Je ne me souviens pas de l'été 1982, sinon vaguement du match des étoiles disputé au Stade olympique. Je ne me souviens pas de la couleur de mon premier vélo, même si j'ai un souvenir ému de son siège banane brun constellé de petits carrés brillants. Je ne me souviens pas du nom de mon voisin immédiat, mais très bien de ce qui nous attendait quand on rentrait chez lui à l'improviste: des biscuits soda au Cheez Whiz couronnés d'une tranche de cornichon sucré.

Je ne me rappelle donc pas un été en particulier avec tous ses rebondissements, mais je me souviens d'éléments épars qui, ensemble, constituent un superbe souvenir de ces mois d'euphorie qui suivaient la fin des classes.

Au moment où la cloche sonnait pour la dernière fois à l'école, tout devenait soudainement possible grâce à cette absence totale d'agenda, d'échéances et de supervision parentale...

Je me souviens de la course au lever du lit pour manger mon déjeuner à toute vitesse et être le premier à frapper à la porte des voisins, une moustache de lait sous le nez.

Je me souviens de ce bois situé derrière la maison, aujourd'hui remplacé par des lotissements résidentiels, qui nous attirait et nous effrayait à la fois en raison du «fou» qui y rôdait avec sa hache (en tout cas, c'est ce que mon ami disait).

Je me souviens de ce restant de cabane dans les arbres dont on ne connaissait ni l'origine ni la solidité, où on buvait des «mini-sips» orange en se racontant des blagues sanglantes et, parfois, cochonnes.

Je me souviens d'avoir foncé à toute allure dans une «boîte à malle» verte avec mon CCM et d'y avoir laissé une bonne partie du maquillage que j'avais dans le visage, sans me rappeler pourquoi j'avais du maquillage dans le visage.

Je me souviens de m'être fait chicaner parce que je lançais des «ballounes» d'eau trop proche du transistor d'un voisin, d'où sortait la voix de Jacques Doucet.

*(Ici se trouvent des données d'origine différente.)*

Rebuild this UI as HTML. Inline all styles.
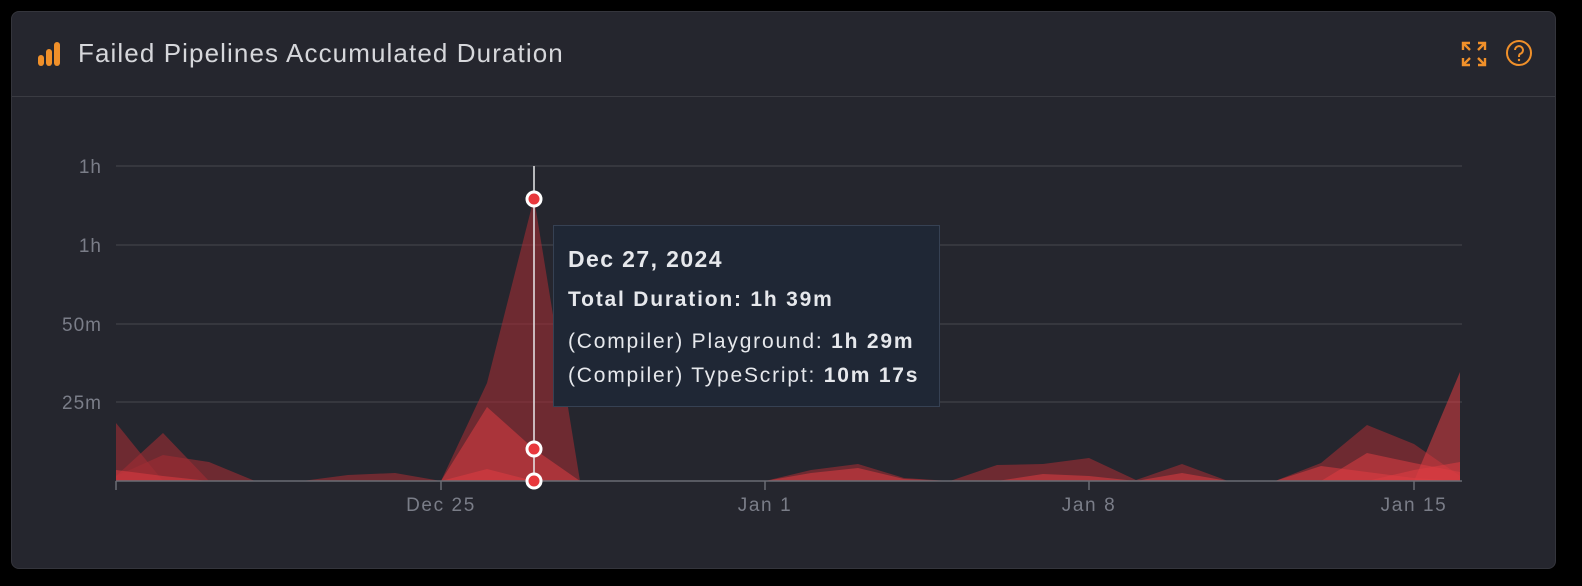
<!DOCTYPE html>
<html><head><style>
body{margin:0;width:1582px;height:586px;background:#000;overflow:hidden;font-family:"Liberation Sans",sans-serif}
.panel{position:absolute;left:11px;top:11px;width:1545px;height:558px;background:#25262e;border-radius:8px;border:1px solid #34353c;box-sizing:border-box}
.hdr{position:absolute;left:0;top:0;width:100%;height:84px;border-bottom:1px solid #3a3b42}
.title{position:absolute;left:66px;top:26px;font-size:26px;letter-spacing:1.1px;color:#d6d7db}
.tt{position:absolute;left:553px;top:225px;width:387px;height:182px;background:#1f2735;border:1px solid #364153;box-sizing:border-box;color:#e6e8ec;font-size:21px;letter-spacing:1.8px}
.tt div{position:absolute;left:14px;white-space:nowrap}
</style></head><body>
<div class="panel"><div class="hdr">
<svg style="position:absolute;left:24px;top:28px" width="28" height="28"><g fill="#f0902a"><rect x="2" y="15" width="6" height="11" rx="3"/><rect x="10" y="9" width="6" height="17" rx="3"/><rect x="18" y="2" width="6" height="24" rx="3"/></g></svg>
<div class="title">Failed Pipelines Accumulated Duration</div>
<svg style="position:absolute;left:1448px;top:28px" width="28" height="28" fill="none" stroke="#f0902a" stroke-width="2.4"><path d="M3 10V3h7M3 3l7 7M25 10V3h-7M25 3l-7 7M3 18v7h7M3 25l7-7M25 18v7h-7M25 25l-7-7"/></svg>
<svg style="position:absolute;left:1492px;top:26px" width="30" height="30" fill="none" stroke="#f0902a" stroke-width="2"><circle cx="15" cy="15" r="12"/><path d="M11 12a4 4 0 1 1 5 4c-1 .5-1 1.5-1 3"/><circle cx="15" cy="22" r="1.2" fill="#f0902a" stroke="none"/></svg>
</div></div>
<svg style="position:absolute;left:0;top:0" width="1582" height="586">
<g stroke="#3c3d44" stroke-width="1.5"><line x1="116" y1="166" x2="1462" y2="166"/><line x1="116" y1="245" x2="1462" y2="245"/><line x1="116" y1="324" x2="1462" y2="324"/><line x1="116" y1="402" x2="1462" y2="402"/></g>
<g fill="#7a7d88" font-size="19" letter-spacing="1" text-anchor="end" font-family="Liberation Sans,sans-serif"><text x="102" y="173">1h</text><text x="102" y="252">1h</text><text x="102" y="331">50m</text><text x="102" y="409">25m</text></g>
<g fill="#7a7d88" font-size="19" letter-spacing="1.6" text-anchor="middle" font-family="Liberation Sans,sans-serif"><text x="441" y="511">Dec 25</text><text x="765" y="511">Jan 1</text><text x="1089" y="511">Jan 8</text><text x="1414" y="511">Jan 15</text></g>
<g fill="rgba(160,45,52,0.6)">
<polygon points="116,481 116,423 163,481 302,481 348,475 395,473 441,481 487,383 534,198 580,481"/>
<polygon points="116,481 116,476 163,433 209,481"/>
<polygon points="116,481 116,476 163,455 209,462 255,481"/>
<polygon points="765,481 811,470 858,464 904,478 950,481 997,465 1043,464 1089,458 1136,480 1182,464 1228,481"/>
<polygon points="1275,481 1321,463 1367,425 1414,444 1460,476 1460,481"/>
</g>
<g fill="rgba(220,60,65,0.55)">
<polygon points="441,481 487,407 534,449 580,481"/>
<polygon points="441,481 487,469 534,481"/>
<polygon points="116,481 116,470 163,476 209,481"/>
<polygon points="765,481 811,473 858,468 904,479 950,481"/>
<polygon points="997,481 1043,474 1089,476 1136,481 1182,473 1228,481"/>
<polygon points="1275,481 1321,466 1367,472 1414,478 1460,481"/>
<polygon points="1321,481 1367,453 1414,463 1460,472 1460,481"/>
<polygon points="1414,481 1460,372 1460,481"/>
<polygon points="1367,481 1414,470 1460,462 1460,481"/>
</g>
<line x1="116" y1="481" x2="1462" y2="481" stroke="#6a6c74" stroke-width="1.5"/>
<g stroke="#6a6c74" stroke-width="1.5"><line x1="116" y1="481" x2="116" y2="490"/><line x1="441" y1="481" x2="441" y2="490"/><line x1="765" y1="481" x2="765" y2="490"/><line x1="1089" y1="481" x2="1089" y2="490"/><line x1="1414" y1="481" x2="1414" y2="490"/></g>
<line x1="534" y1="166" x2="534" y2="481" stroke="#e8e8ea" stroke-width="1.5"/>
<g fill="#e8383d" stroke="#fff" stroke-width="3"><circle cx="534" cy="199" r="7"/><circle cx="534" cy="449" r="7"/><circle cx="534" cy="481" r="7"/></g>
</svg>
<div class="tt">
<div style="top:20px;font-weight:bold;font-size:23px;letter-spacing:1.4px">Dec 27, 2024</div>
<div style="top:62px;font-weight:bold">Total Duration: 1h 39m</div>
<div style="top:104px">(Compiler) Playground: <b>1h 29m</b></div>
<div style="top:138px">(Compiler) TypeScript: <b>10m 17s</b></div>
</div>
</body></html>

Tous les jours, tout le temps, me semblait.

Je me souviens du terrain vague qui nous accueillait après un mauvais coup, des montagnes de déchets de construction et de clous rouillés, mais je dois avouer n'avoir aucun souvenir d'une discussion parentale sur les dangers du tétanos.

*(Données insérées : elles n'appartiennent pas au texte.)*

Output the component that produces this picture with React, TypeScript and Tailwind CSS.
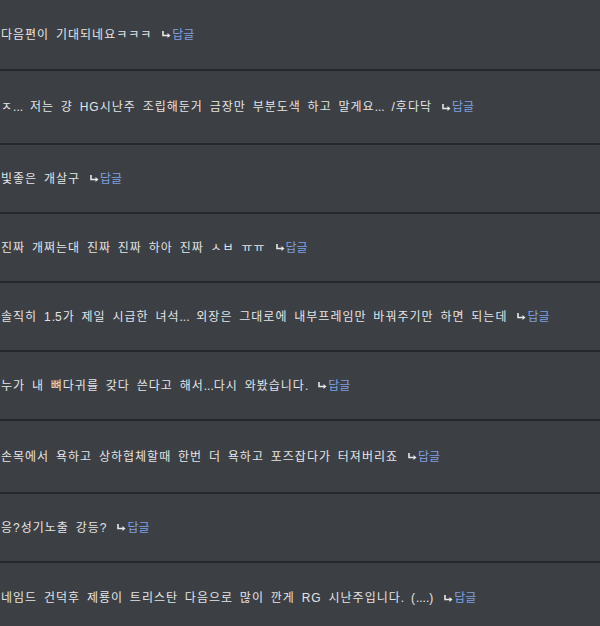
const comments = [
  { text: "다음편이 기대되네요ㅋㅋㅋ", h: "h-[71px]" },
  { text: "ㅈ... 저는 걍 HG시난주 조립해둔거 금장만 부분도색 하고 말게요... /후다닥", h: "h-[74px]" },
  { text: "빛좋은 개살구", h: "h-[69px]" },
  { text: "진짜 개쩌는대 진짜 진짜 하아 진짜 ㅅㅂ ㅠㅠ", h: "h-[69px]" },
  { text: "솔직히 1.5가 제일 시급한 녀석... 외장은 그대로에 내부프레임만 바꿔주기만 하면 되는데", h: "h-[69px]" },
  { text: "누가 내 뼈다귀를 갖다 쓴다고 해서...다시 와봤습니다.", h: "h-[69px]" },
  { text: "손목에서 욕하고 상하협체할때 한번 더 욕하고 포즈잡다가 터져버리죠", h: "h-[73px]" },
  { text: "응?성기노출 강등?", h: "h-[69px]" },
  { text: "네임드 건덕후 제룡이 트리스탄 다음으로 많이 깐게 RG 시난주입니다. (....)", h: "h-[70px]" },
]

function ReplyArrow() {
  return (
    <svg width="9" height="7" viewBox="0 0 9 7" className="mr-[1px]">
      <path d="M1 0v4.5h5" stroke="#e8e8e8" strokeWidth="1.6" fill="none" />
      <path d="M5.5 2l3 2.5-3 2.5z" fill="#e8e8e8" />
    </svg>
  )
}

// dots in the original are tighter than the hangul, so they skip the extra tracking
function CommentText({ text }: { text: string }) {
  return (
    <span>
      {text.split(/(\.+)/).map((part, i) =>
        part.startsWith(".") ? (
          <span key={i} className="tracking-normal">
            {part}
          </span>
        ) : (
          <span key={i}>{part}</span>
        )
      )}
    </span>
  )
}

export default function App() {
  return (
    <div className="w-[600px] h-[626px] overflow-hidden bg-[#3c3f44]">
      {comments.map((c, i) => (
        <div
          key={i}
          className={`${c.h} flex items-center ${
            i < comments.length - 1 ? "border-b-2 border-[#26282c]" : ""
          }`}
        >
          <p className="pl-[1px] text-[12px] leading-none text-[#e4e4e4] tracking-[1px] [word-spacing:2.5px] font-['Liberation_Sans','Noto_Sans_CJK_KR',sans-serif] flex items-center whitespace-nowrap">
            <CommentText text={c.text} />
            <span className="ml-[10px] inline-flex items-center text-[#7fa0e0] tracking-normal">
              <ReplyArrow />
              답글
            </span>
          </p>
        </div>
      ))}
    </div>
  )
}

Je me souviens de ces planches qu'on rapportait proche de la maison et, surtout, des «jumps de fous» qu'elles nous permettaient de faire avec nos BMX. Sans casque.

Je me souviens des games de hockey-bottines dans la rue, des mits de baseball qui servaient à délimiter le but et des chicanes qui s'ensuivaient pour décider si la balle avait accroché le «poteau».

Je me souviens de la dureté de la balle accrochée à une longue corde, elle-même attachée à une brique, que j'avais reçue en plein visage lors d'une partie de «tennis». Ma raquette en bois signée John McEnroe n'avait pu me protéger.

Je me souviens du bruit que faisaient nos «béciks» lorsqu'on attachait des cartes de baseball à la fourche à l'aide de pinces à linge. Celle d'Andre Dawson faisait plus de bruit que les autres.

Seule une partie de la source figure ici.